[WHAT TO PRODUCE]: Find the lines holding the word "components" and collect them.

[MATERIAL PROVIDED]:
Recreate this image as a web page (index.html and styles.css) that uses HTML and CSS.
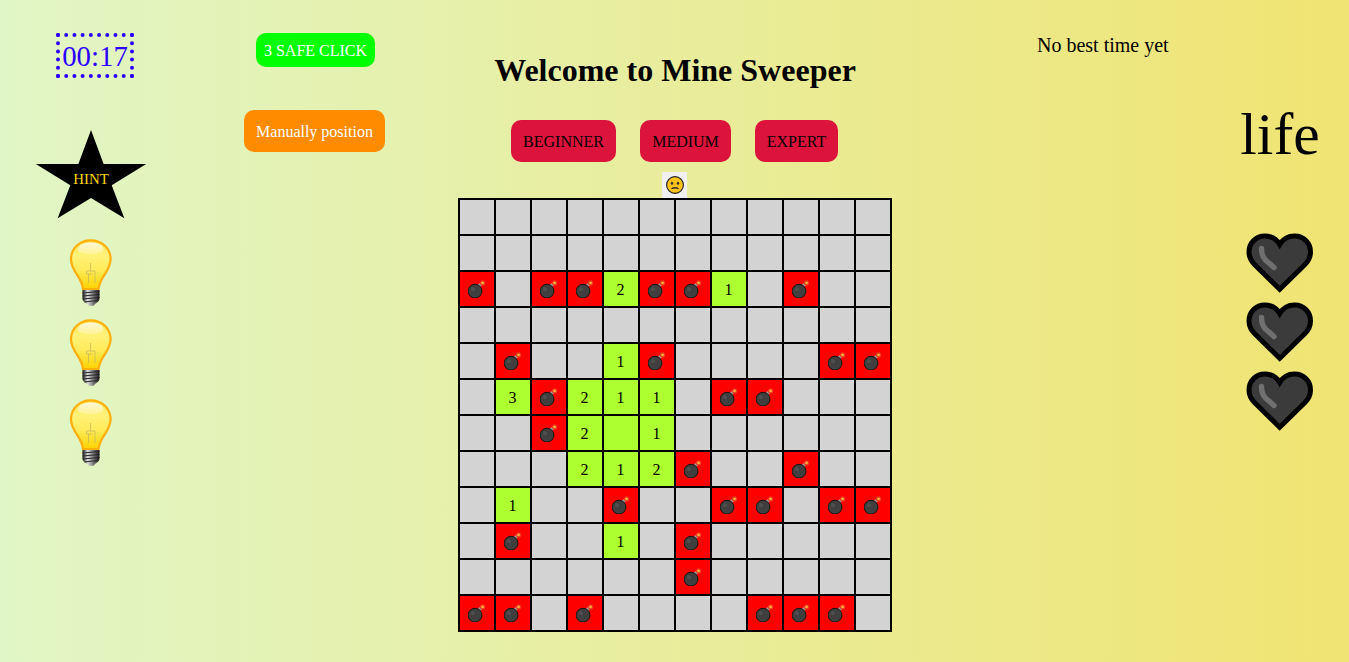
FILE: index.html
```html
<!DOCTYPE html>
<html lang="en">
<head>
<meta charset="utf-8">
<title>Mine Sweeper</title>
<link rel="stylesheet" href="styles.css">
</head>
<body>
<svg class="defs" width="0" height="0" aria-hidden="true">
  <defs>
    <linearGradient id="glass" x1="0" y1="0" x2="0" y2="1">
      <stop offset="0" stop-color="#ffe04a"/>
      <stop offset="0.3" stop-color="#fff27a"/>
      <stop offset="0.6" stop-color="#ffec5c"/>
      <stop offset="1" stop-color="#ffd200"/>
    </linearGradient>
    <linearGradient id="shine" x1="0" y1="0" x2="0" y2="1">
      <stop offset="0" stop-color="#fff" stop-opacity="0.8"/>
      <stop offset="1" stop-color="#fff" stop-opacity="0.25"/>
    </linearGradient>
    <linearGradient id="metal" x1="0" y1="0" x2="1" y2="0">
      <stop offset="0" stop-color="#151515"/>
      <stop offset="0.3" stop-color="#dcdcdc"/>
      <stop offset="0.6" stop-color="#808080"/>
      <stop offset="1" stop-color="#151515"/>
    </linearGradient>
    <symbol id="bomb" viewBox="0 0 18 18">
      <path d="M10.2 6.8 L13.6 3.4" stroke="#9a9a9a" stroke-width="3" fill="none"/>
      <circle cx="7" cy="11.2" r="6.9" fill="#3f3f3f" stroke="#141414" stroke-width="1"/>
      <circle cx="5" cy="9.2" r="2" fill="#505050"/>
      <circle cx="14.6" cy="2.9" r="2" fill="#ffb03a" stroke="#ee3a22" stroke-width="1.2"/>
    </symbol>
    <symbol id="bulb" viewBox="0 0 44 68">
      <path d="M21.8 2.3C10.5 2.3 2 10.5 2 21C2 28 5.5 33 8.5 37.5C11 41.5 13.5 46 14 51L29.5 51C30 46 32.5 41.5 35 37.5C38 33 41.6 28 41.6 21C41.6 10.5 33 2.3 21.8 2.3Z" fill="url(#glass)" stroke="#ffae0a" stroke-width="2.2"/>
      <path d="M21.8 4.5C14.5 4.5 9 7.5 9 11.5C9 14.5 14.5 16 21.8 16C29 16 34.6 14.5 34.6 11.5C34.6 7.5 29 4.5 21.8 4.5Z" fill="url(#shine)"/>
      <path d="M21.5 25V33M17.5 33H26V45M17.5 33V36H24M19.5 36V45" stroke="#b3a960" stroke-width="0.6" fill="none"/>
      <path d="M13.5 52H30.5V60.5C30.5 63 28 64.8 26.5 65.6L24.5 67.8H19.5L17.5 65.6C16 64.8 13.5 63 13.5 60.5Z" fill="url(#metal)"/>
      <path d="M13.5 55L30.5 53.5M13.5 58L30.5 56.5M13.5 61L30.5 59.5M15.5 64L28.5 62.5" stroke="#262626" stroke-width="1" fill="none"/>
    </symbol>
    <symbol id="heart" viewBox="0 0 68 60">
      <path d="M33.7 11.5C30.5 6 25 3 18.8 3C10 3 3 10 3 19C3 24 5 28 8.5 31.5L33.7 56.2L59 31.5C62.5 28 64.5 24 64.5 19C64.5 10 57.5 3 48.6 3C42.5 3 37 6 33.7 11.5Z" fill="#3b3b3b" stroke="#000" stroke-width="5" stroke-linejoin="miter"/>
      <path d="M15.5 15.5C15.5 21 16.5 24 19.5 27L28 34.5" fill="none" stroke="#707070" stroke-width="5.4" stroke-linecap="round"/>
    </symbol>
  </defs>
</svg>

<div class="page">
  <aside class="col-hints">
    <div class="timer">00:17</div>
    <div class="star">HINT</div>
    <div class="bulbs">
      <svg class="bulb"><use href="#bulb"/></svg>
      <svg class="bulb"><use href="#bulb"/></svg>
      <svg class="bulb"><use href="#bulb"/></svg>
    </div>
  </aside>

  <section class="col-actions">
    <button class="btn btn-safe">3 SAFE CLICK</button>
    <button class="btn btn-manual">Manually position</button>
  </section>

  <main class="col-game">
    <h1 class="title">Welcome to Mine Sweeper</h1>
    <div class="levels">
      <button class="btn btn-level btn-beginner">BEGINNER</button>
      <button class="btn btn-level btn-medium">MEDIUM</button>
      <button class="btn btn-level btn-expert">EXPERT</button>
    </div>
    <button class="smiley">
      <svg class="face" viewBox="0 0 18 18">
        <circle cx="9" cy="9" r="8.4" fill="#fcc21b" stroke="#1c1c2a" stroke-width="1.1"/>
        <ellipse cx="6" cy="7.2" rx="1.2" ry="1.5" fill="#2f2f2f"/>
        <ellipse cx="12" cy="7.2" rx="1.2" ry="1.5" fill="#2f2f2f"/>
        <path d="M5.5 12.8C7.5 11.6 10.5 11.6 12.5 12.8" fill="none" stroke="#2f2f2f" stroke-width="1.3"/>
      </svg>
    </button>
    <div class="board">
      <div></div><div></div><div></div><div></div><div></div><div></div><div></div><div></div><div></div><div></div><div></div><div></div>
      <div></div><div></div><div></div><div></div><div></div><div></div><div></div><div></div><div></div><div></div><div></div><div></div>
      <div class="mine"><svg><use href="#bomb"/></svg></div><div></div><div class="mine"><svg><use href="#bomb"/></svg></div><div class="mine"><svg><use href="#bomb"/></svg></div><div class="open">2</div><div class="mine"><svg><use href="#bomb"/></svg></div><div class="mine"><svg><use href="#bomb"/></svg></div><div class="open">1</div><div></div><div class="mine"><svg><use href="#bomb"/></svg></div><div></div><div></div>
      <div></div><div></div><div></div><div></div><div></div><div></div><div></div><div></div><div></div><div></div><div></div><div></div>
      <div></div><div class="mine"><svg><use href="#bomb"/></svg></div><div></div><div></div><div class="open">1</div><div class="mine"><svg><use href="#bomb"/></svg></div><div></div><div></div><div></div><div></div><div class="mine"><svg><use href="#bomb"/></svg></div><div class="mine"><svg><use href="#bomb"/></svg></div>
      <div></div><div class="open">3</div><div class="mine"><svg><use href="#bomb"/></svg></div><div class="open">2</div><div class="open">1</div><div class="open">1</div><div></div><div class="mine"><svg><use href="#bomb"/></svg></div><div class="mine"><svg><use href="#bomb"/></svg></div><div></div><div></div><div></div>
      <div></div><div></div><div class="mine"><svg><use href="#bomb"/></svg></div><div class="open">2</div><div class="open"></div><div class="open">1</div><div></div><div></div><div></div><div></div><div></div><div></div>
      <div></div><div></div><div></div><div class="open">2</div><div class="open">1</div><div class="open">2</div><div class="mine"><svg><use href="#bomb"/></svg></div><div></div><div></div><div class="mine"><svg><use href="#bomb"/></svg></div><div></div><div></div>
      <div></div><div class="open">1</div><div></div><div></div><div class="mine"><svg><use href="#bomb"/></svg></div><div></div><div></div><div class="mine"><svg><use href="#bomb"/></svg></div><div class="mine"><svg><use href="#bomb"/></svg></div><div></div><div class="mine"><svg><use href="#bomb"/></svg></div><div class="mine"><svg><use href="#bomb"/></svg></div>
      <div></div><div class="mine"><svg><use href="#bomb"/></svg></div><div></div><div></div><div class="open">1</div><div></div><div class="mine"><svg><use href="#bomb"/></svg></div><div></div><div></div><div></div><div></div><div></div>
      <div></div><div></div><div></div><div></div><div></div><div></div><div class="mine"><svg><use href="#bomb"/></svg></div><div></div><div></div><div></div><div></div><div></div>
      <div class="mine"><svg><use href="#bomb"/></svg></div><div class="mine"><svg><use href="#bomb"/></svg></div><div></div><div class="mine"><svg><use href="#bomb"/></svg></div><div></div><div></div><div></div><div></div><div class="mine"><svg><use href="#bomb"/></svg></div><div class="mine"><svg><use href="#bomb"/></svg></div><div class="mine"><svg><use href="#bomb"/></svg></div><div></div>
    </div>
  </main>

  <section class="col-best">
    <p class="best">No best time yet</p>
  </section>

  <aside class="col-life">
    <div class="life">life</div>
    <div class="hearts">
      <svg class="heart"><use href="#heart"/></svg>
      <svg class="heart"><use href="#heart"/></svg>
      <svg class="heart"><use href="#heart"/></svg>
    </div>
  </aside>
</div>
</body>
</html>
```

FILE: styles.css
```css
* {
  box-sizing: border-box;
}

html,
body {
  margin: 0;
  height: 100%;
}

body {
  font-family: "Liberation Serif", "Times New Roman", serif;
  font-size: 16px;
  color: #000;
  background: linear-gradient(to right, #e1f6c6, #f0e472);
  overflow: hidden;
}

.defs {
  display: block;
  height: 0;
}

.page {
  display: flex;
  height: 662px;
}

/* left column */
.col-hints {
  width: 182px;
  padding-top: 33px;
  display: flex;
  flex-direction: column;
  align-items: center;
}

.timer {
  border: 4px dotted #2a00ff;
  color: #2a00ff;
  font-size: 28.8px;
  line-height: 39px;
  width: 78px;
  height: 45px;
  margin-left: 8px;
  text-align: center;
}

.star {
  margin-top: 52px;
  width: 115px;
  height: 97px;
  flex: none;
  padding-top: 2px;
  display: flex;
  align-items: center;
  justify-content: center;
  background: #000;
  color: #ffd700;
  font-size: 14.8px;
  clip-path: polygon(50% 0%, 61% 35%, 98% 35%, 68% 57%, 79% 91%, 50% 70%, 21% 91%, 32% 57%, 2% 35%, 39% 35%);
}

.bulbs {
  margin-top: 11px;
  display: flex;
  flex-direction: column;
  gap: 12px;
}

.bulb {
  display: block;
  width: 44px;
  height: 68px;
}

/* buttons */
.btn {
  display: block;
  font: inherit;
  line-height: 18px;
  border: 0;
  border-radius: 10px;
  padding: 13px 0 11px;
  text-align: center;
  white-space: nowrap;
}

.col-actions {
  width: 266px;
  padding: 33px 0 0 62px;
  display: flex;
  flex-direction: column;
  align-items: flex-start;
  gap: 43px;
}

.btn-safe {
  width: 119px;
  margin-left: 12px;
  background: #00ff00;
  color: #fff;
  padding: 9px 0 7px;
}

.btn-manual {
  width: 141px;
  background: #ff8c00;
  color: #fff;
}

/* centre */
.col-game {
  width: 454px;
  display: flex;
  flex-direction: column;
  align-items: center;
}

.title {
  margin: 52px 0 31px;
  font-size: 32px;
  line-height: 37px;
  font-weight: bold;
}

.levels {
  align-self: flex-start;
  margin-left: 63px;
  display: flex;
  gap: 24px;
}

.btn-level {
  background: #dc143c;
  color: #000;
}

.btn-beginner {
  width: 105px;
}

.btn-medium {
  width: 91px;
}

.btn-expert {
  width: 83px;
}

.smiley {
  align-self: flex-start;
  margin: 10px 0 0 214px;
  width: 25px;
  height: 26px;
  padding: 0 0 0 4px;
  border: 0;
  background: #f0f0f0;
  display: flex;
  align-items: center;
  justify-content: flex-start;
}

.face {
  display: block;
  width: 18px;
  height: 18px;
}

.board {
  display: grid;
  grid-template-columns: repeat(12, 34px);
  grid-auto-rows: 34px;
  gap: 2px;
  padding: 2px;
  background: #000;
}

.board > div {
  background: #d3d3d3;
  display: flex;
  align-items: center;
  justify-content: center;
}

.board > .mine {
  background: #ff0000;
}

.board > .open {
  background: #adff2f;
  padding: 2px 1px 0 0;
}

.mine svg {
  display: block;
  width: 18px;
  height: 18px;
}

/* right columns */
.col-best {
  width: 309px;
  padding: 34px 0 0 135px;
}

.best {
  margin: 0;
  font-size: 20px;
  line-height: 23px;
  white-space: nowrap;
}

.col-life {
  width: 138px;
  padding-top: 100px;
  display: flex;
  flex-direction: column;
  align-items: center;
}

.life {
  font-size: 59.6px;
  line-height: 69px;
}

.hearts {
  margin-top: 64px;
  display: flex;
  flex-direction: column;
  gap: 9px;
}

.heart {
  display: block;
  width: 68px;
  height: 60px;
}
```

...

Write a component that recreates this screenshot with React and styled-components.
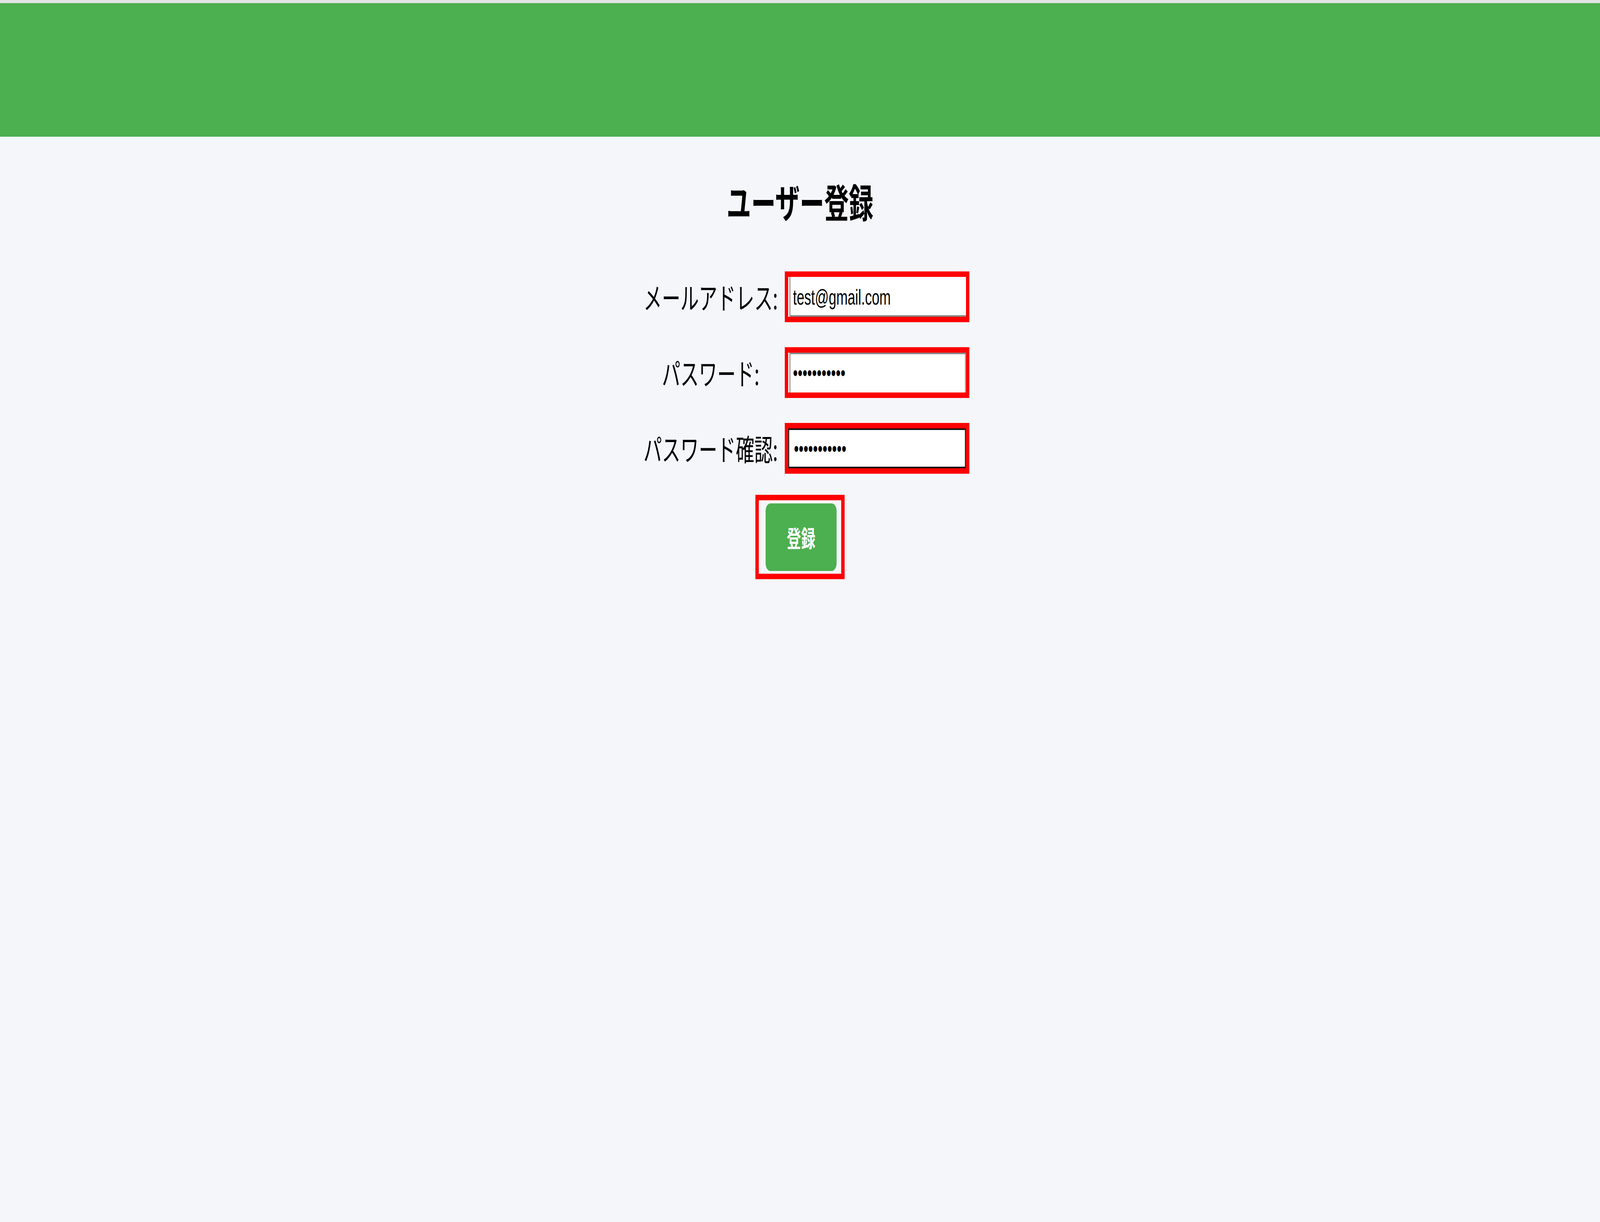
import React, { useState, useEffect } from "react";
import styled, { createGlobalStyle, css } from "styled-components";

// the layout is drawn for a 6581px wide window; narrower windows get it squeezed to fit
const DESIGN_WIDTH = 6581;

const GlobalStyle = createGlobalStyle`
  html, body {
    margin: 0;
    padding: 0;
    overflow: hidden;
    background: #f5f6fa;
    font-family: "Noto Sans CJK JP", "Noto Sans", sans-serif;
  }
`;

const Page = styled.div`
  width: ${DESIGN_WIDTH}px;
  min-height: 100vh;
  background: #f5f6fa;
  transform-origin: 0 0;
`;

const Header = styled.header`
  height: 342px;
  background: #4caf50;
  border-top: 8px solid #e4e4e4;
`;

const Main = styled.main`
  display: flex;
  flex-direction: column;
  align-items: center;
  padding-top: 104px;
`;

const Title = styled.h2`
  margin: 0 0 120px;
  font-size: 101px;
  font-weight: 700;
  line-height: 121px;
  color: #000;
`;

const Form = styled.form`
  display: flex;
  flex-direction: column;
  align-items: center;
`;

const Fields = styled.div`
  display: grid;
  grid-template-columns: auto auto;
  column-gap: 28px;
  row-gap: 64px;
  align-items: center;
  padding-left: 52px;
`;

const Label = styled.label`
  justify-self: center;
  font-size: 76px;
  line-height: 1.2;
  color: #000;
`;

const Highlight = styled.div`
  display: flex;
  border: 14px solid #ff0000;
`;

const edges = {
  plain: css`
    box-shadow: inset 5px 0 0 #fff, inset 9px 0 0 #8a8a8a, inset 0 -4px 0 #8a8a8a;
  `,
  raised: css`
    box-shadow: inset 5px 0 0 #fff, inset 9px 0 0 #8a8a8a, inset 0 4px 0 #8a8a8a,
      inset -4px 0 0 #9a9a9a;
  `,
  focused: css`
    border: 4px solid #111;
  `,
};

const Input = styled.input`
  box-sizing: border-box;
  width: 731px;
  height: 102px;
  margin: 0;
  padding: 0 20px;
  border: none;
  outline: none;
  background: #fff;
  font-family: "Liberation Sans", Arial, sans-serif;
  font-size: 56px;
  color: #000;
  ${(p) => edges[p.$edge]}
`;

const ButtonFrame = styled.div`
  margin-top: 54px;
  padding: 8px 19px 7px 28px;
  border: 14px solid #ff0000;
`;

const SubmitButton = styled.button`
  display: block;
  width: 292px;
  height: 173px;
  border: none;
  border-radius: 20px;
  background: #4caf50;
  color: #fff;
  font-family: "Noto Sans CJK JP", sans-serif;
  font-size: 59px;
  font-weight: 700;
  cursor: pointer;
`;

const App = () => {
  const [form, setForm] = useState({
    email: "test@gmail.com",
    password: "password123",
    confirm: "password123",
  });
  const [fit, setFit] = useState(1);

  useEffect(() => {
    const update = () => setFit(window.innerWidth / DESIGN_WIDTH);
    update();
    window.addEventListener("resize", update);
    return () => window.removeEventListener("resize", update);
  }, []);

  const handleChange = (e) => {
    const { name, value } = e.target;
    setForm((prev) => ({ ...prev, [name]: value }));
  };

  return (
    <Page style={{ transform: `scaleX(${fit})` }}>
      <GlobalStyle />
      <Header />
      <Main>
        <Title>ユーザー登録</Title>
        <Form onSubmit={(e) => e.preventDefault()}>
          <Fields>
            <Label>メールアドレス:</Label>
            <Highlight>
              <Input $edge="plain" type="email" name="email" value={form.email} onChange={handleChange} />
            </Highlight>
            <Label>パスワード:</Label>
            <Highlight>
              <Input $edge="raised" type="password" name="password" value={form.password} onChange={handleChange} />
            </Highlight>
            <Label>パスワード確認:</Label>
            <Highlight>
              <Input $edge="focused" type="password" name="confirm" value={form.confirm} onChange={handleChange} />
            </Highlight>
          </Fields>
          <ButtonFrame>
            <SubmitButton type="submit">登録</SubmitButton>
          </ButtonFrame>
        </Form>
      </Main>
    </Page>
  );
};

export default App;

[PROBLEM SOLUTION]:
Write a component that recreates this screenshot with React and styled-components.
import styled, { createGlobalStyle, css } from "styled-components";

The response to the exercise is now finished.